Dell’esperienza estetica interattiva e multisensoriale promessa non c’è molto. Poco male: le luci soffuse e gli effetti audio rendono suggestiva la passeggiata tra la cospicua quantità di materiale conservato dalla moglie dello scrittore, materiale che, senza dubbio, basta a se stesso. Fotografie, quaderni, fanzine, documenti, appunti sparsi, diari, manoscritti inediti (tra cui un romanzo dedicato a Philip K. Dick, scritto a biro su un quaderno a spirale marca Progreso), lettere, schizzi, ritagli di giornale, memorabilia e alcuni libri della biblioteca personale sono offerti per la prima volta allo sguardo dei lettori che, in questo modo, hanno il privilegio di ricostruire il ritratto postumo di un autore autoironico e dotato di un raro senso dell’umorismo.

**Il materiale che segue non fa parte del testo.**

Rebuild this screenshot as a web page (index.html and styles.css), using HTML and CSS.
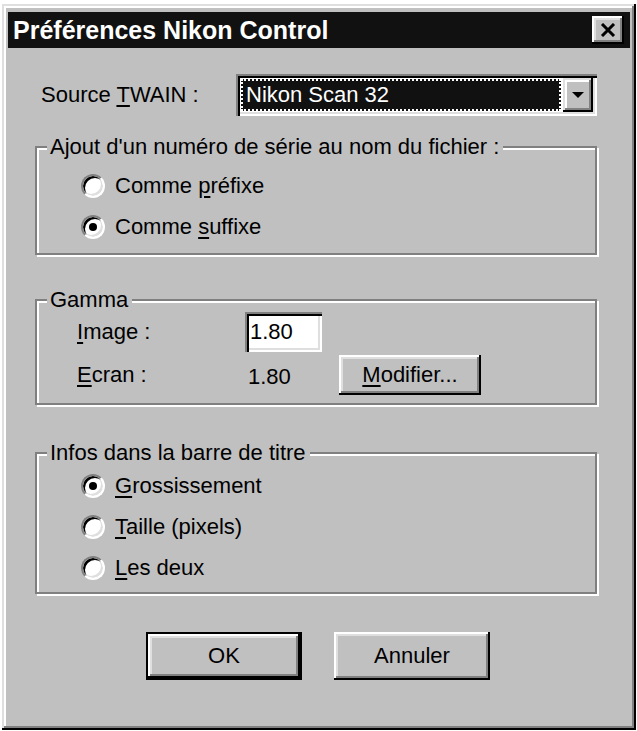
FILE: index.html
```html
<!DOCTYPE html>
<html>
<head>
  <meta charset="utf-8">
  <title>Préférences Nikon Control</title>
  <link rel="stylesheet" href="styles.css">
</head>
<body>
  <div class="window">
    <div class="titlebar">
      <span class="title">Préférences Nikon Control</span>
      <span class="close">
        <svg width="16" height="14" viewBox="0 0 16 14"><path d="M2 1 L14 13 M14 1 L2 13" stroke="#000" stroke-width="3" fill="none"/></svg>
      </span>
    </div>
    <div class="dialog">
      <div class="source-row">
        <span class="label">Source <u>T</u>WAIN :</span>
        <div class="combo">
          <div class="combo-value"><span class="selected">Nikon Scan 32</span></div>
          <div class="combo-button">
            <svg width="12" height="7" viewBox="0 0 12 7"><polygon points="0,0 12,0 6,6" fill="#000"/></svg>
          </div>
        </div>
      </div>

      <div class="group group-serial">
        <div class="group-title">Ajout d'un numéro de série au nom du fichier :</div>
        <div class="options">
          <div class="option"><span class="radio"></span><span>Comme <u>p</u>réfixe</span></div>
          <div class="option"><span class="radio checked"></span><span>Comme <u>s</u>uffixe</span></div>
        </div>
      </div>

      <div class="group group-gamma">
        <div class="group-title">Gamma</div>
        <div class="gamma-row">
          <span class="gamma-label"><u>I</u>mage :</span>
          <div class="textfield">1.80</div>
        </div>
        <div class="gamma-row second">
          <span class="gamma-label"><u>E</u>cran :</span>
          <span class="gamma-value">1.80</span>
          <div class="button modify"><u>M</u>odifier...</div>
        </div>
      </div>

      <div class="group group-title-info">
        <div class="group-title">Infos dans la barre de titre</div>
        <div class="options">
          <div class="option"><span class="radio checked"></span><span><u>G</u>rossissement</span></div>
          <div class="option"><span class="radio"></span><span><u>T</u>aille (pixels)</span></div>
          <div class="option"><span class="radio"></span><span><u>L</u>es deux</span></div>
        </div>
      </div>

      <div class="actions">
        <div class="default-frame"><div class="button">OK</div></div>
        <div class="button cancel">Annuler</div>
      </div>
    </div>
  </div>
</body>
</html>
```

FILE: styles.css
```css
/* page */
body {
  margin: 0;
  padding: 4px 1px 0 2px;
  background: #fff;
  font-family: "Liberation Sans", Arial, sans-serif;
  font-size: 22px;
  color: #000;
}

u {
  text-decoration: underline;
  text-decoration-thickness: 2px;
  text-underline-offset: 3px;
}

/* window frame */
.window {
  width: 634px;
  height: 726px;
  box-sizing: border-box;
  padding: 8px 6px 4px 6px;
  background: #c0c0c0;
  box-shadow: inset -2px -2px 0 #000, inset 2px 2px 0 #dfdfdf,
              inset -4px -4px 0 #808080, inset 4px 4px 0 #fff;
}

.titlebar {
  height: 36px;
  display: flex;
  align-items: center;
  justify-content: space-between;
  padding: 0 6px 0 5px;
  background: #111;
  color: #fff;
  font-weight: bold;
  font-size: 25px;
}

.close {
  width: 32px;
  height: 28px;
  display: flex;
  align-items: center;
  justify-content: center;
  background: #c0c0c0;
  box-shadow: inset -2px -2px 0 #000, inset 2px 2px 0 #fff,
              inset -4px -4px 0 #808080, inset 4px 4px 0 #dfdfdf;
}

/* dialog body */
.dialog {
  padding: 26px 33px 0 27px;
}

.source-row {
  height: 42px;
  display: flex;
  align-items: center;
  justify-content: space-between;
  padding-left: 6px;
}

.combo {
  width: 361px;
  height: 42px;
  box-sizing: border-box;
  padding: 4px;
  display: flex;
  background: #fff;
  box-shadow: inset 2px 2px 0 #808080, inset 4px 4px 0 #000,
              inset -2px -2px 0 #fff, inset -4px -4px 0 #dfdfdf;
}

.combo-value {
  flex: 1;
  padding: 1px 2px 1px 1px;
  display: flex;
}

.selected {
  flex: 1;
  display: flex;
  align-items: center;
  padding-left: 5px;
  background: #111;
  color: #fff;
  outline: 2px dotted #fff;
  outline-offset: -2px;
}

.combo-button {
  width: 30px;
  display: flex;
  align-items: center;
  justify-content: center;
  background: #c0c0c0;
  box-shadow: inset -2px -2px 0 #000, inset 2px 2px 0 #dfdfdf,
              inset -4px -4px 0 #808080, inset 4px 4px 0 #fff;
}

/* group boxes */
.group {
  border: 2px solid #808080;
  box-shadow: inset 2px 2px 0 #fff, 2px 2px 0 #fff;
}

.group-title {
  width: fit-content;
  margin: -13px 0 0 10px;
  padding: 0 4px 0 3px;
  line-height: 24px;
  background: #c0c0c0;
}

.group-serial {
  margin-top: 30px;
  padding-bottom: 6px;
}

.group-serial .options {
  padding-top: 6px;
}

.group-gamma {
  margin-top: 44px;
  padding-bottom: 8px;
}

.group-title-info {
  margin-top: 47px;
  padding-bottom: 4px;
}

.option {
  height: 41px;
  display: flex;
  align-items: center;
  gap: 10px;
  padding-left: 44px;
}

.radio {
  width: 24px;
  height: 24px;
  flex: none;
  box-sizing: border-box;
  border-radius: 50%;
  border: 2px solid;
  border-color: #808080 #fff #fff #808080;
  background: #fff;
  box-shadow: inset 2px 2px 0 #000, inset -2px -2px 0 #dfdfdf;
  display: flex;
  align-items: center;
  justify-content: center;
}

.radio.checked::after {
  content: "";
  width: 8px;
  height: 8px;
  border-radius: 50%;
  background: #000;
}

/* gamma rows */
.gamma-row {
  height: 40px;
  display: flex;
  align-items: center;
  padding-left: 40px;
}

.gamma-row.second {
  margin-top: 3px;
}

.gamma-label {
  width: 168px;
}

.gamma-value {
  width: 91px;
  padding-left: 3px;
  padding-top: 4px;
}

.textfield {
  width: 77px;
  height: 40px;
  box-sizing: border-box;
  padding-left: 5px;
  display: flex;
  align-items: center;
  background: #fff;
  box-shadow: inset 2px 2px 0 #808080, inset 4px 4px 0 #000,
              inset -2px -2px 0 #fff, inset -4px -4px 0 #dfdfdf;
}

/* buttons */
.button {
  height: 48px;
  box-sizing: border-box;
  display: flex;
  align-items: center;
  justify-content: center;
  background: #c0c0c0;
  box-shadow: inset -2px -2px 0 #000, inset 2px 2px 0 #fff,
              inset -4px -4px 0 #808080, inset 4px 4px 0 #dfdfdf;
}

.button.modify {
  width: 142px;
  height: 40px;
}

.actions {
  margin-top: 38px;
  display: flex;
  gap: 32px;
  padding-left: 111px;
}

.default-frame {
  width: 156px;
  height: 48px;
  box-sizing: border-box;
  border: 2px solid #000;
}

.default-frame .button {
  height: 44px;
}

.button.cancel {
  width: 156px;
}
```
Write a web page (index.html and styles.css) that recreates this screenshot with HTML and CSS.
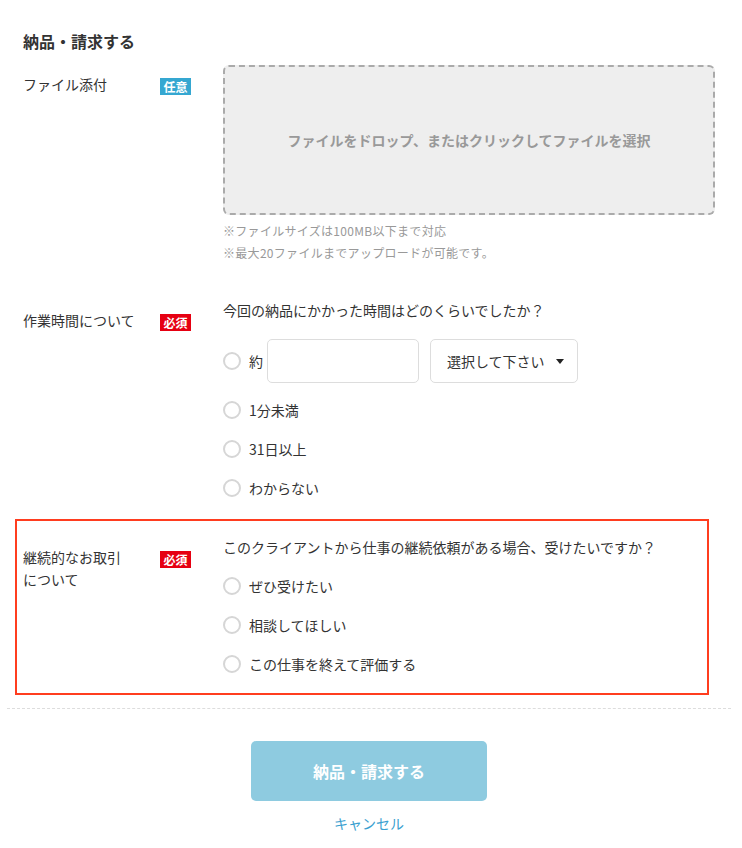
FILE: index.html
```html
<!DOCTYPE html>
<html lang="ja">
<head>
    <meta charset="UTF-8">
    <meta name="viewport" content="width=device-width, initial-scale=1.0">
    <title>納品・請求する</title>
    <link rel="stylesheet" href="styles.css">
</head>
<body>
    <div class="delivery-form">
        <h2 class="form-title">納品・請求する</h2>

        <div class="form-row row-file">
            <div class="row-label">ファイル添付</div>
            <div class="row-badge"><span class="badge badge-optional">任意</span></div>
            <div class="row-body">
                <div class="drop-area">ファイルをドロップ、またはクリックしてファイルを選択</div>
                <p class="hint">※ファイルサイズは100MB以下まで対応</p>
                <p class="hint">※最大20ファイルまでアップロードが可能です。</p>
            </div>
        </div>

        <div class="form-row row-time">
            <div class="row-label">作業時間について</div>
            <div class="row-badge"><span class="badge badge-required">必須</span></div>
            <div class="row-body">
                <p class="question">今回の納品にかかった時間はどのくらいでしたか？</p>
                <div class="time-input">
                    <span class="radio"></span>
                    <span class="radio-text">約</span>
                    <input type="text" class="text-field">
                    <div class="select-box">
                        <span>選択して下さい</span>
                        <svg viewBox="0 0 8 5" width="8" height="5"><polygon points="0 0 8 0 4 5" fill="#222"></polygon></svg>
                    </div>
                </div>
                <label class="radio-item first"><span class="radio"></span>1分未満</label>
                <label class="radio-item"><span class="radio"></span>31日以上</label>
                <label class="radio-item"><span class="radio"></span>わからない</label>
            </div>
        </div>

        <div class="form-row row-highlight">
            <div class="row-label">継続的なお取引<br>について</div>
            <div class="row-badge"><span class="badge badge-required">必須</span></div>
            <div class="row-body">
                <p class="question">このクライアントから仕事の継続依頼がある場合、受けたいですか？</p>
                <label class="radio-item"><span class="radio"></span>ぜひ受けたい</label>
                <label class="radio-item"><span class="radio"></span>相談してほしい</label>
                <label class="radio-item"><span class="radio"></span>この仕事を終えて評価する</label>
            </div>
        </div>

        <div class="form-actions">
            <button class="submit-btn">納品・請求する</button>
            <a href="#" class="cancel-link">キャンセル</a>
        </div>
    </div>
</body>
</html>
```

FILE: styles.css
```css
:root {
    --text-color: #333333;
    --light-text: #999999;
    --border-color: #dddddd;
    --blue: #35a7d1;
    --red: #e60012;
    --highlight: #ff3d1f;
}

* {
    margin: 0;
    padding: 0;
    box-sizing: border-box;
}

body {
    font-family: "Noto Sans CJK JP", "Noto Sans", sans-serif;
    color: var(--text-color);
    background-color: #ffffff;
    font-size: 14px;
    line-height: 22px;
}

.delivery-form {
    padding: 0 11px 0 7px;
}

.form-title {
    font-size: 16px;
    font-weight: 700;
    line-height: 24px;
    padding: 29px 0 0 16px;
}

.form-row {
    display: grid;
    grid-template-columns: 137px 63px 1fr;
    padding: 0 16px;
    margin-top: 12px;
}

.row-label {
    padding-top: 10px;
}

.row-badge {
    padding-top: 12px;
}

.row-file .row-label {
    padding-top: 8px;
}

.row-file .row-badge {
    padding-top: 10px;
}

.badge {
    display: inline-block;
    color: #ffffff;
    font-size: 12px;
    font-weight: 700;
    line-height: 17px;
    padding: 0 3.5px;
}

.badge-optional {
    background-color: var(--blue);
}

.badge-required {
    background-color: var(--red);
}

.drop-area {
    height: 150px;
    border: 2px dashed #aaaaaa;
    border-radius: 6px;
    background-color: #eeeeee;
    color: var(--light-text);
    font-weight: 700;
    display: flex;
    align-items: center;
    justify-content: center;
}

.hint {
    font-size: 12px;
    letter-spacing: 0.3px;
    color: var(--light-text);
}

.drop-area + .hint {
    margin-top: 5px;
}

.row-time {
    margin-top: 35px;
}

.time-input {
    display: flex;
    align-items: center;
    margin-top: 18px;
    height: 44px;
}

.radio {
    width: 18px;
    height: 18px;
    border: 2px solid #d6d6d6;
    border-radius: 50%;
    background-color: #ffffff;
    flex-shrink: 0;
}

.radio-text {
    margin-left: 8px;
}

.text-field {
    width: 152px;
    height: 44px;
    margin-left: 4px;
    border: 1px solid var(--border-color);
    border-radius: 5px;
    outline: none;
    font-size: 14px;
}

.select-box {
    width: 148px;
    height: 44px;
    margin-left: 11px;
    border: 1px solid var(--border-color);
    border-radius: 5px;
    display: flex;
    align-items: center;
    justify-content: space-between;
    padding: 0 13px 0 16px;
}

.radio-item {
    display: flex;
    align-items: center;
    gap: 8px;
    margin-top: 17px;
}

.radio-item.first {
    margin-top: 16px;
}

.row-highlight {
    margin: 20px 22px 0 8px;
    border: 2px solid var(--highlight);
    padding: 15px 0 18px 6px;
}

.form-actions {
    border-top: 1px dashed var(--border-color);
    margin-top: 13px;
    padding-top: 32px;
    display: flex;
    flex-direction: column;
    align-items: center;
}

.submit-btn {
    width: 236px;
    height: 60px;
    border: none;
    border-radius: 5px;
    background-color: #8ecbe0;
    color: #ffffff;
    font-family: inherit;
    font-size: 16px;
    font-weight: 700;
    cursor: pointer;
}

.cancel-link {
    margin-top: 11px;
    color: #3aa0d0;
    text-decoration: none;
}
```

Le città di Barcellona, Girona e Blanes diventano il pretesto geografico (e tematico) per la ricostruzione della genesi di un universo narrativo la cui proposta espressiva è stata elaborata con meticolosa coerenza durante tutta una vita. A questo proposito, il ridimensionamento dell’opposizione tra il poeta e il narratore guida l’intero percorso espositivo: i quaderni cartonati Miquelrius, riempiti con una grafia minuta e ordinata, testimoniano l’intenzione manifesta di scrivere romanzi fin dai primissimi mesi in Spagna, dove il lavoro di cesellatura dell’io lirico nei componimenti poetici va di pari passo con la scrittura di una prosa abitata da personaggi che, a posteriori, paiono averle scritte loro, quelle poesie, complice il fatto che la maggior parte di tali figure sono proiezioni autobiografiche o alter ego degli amici più intimi dell’autore.




 
Con la stessa cura con cui annotava frasi puntuali all’interno dei manoscritti, su alcuni dei suoi quaderni Bolaño riproduceva, con pennarelli colorati, mappe di scene militari.
Tra le annotazioni compaiono brevi frasi perentorie rivolte a se stesso, a mo’ di promemoria per le pagine successive, che segnalano una virata repentina del punto di vista o la rottura della voce narrante, svelando così, nel bel mezzo di una trama dattiloscritta, le intenzioni autoriali, attraverso una formidabile stratificazione della scrittura non ancora digitale.

 

 

Le mappe militari invece, collocate nell’ultima sala espositiva, sembrano suggerire come la scrittura non avesse nulla a che fare con l’improvvisazione e la fortuna. Al contrario. Nei suoi racconti, così come nei romanzi, Bolaño ha continuato a tracciare passaggi segreti per il fitto andirivieni di presenze, fantasmi e leitmotiv da un’opera all’altra, da un genere testuale all’altro, passaggi che gli hanno permesso di accedere a ciò che lui stesso, in un’intervista del 1998, ha definito come il paese di Extranjilandia, i cui abitanti sono tutti stranieri (extranjeros), anomali, marginali. E, mi si conceda, le nazioni qui non c’entrano nulla, perché la nostalgia per la propria terra ha più a che fare con il luogo che si vorrebbe occupare nel mondo.

 

 

Questo me lo dice Paola, mentre andiamo a piedi verso la pensione. Ci si confonde in continuazione – continua –  e nella confusione, la scrittura diventa comunque spazio restituito. Dove è lecito aspettarsi vie di fuga, penso io, mentre convinco il trolley ad aprirsi minacciandolo con il ginocchio puntato verso la serratura.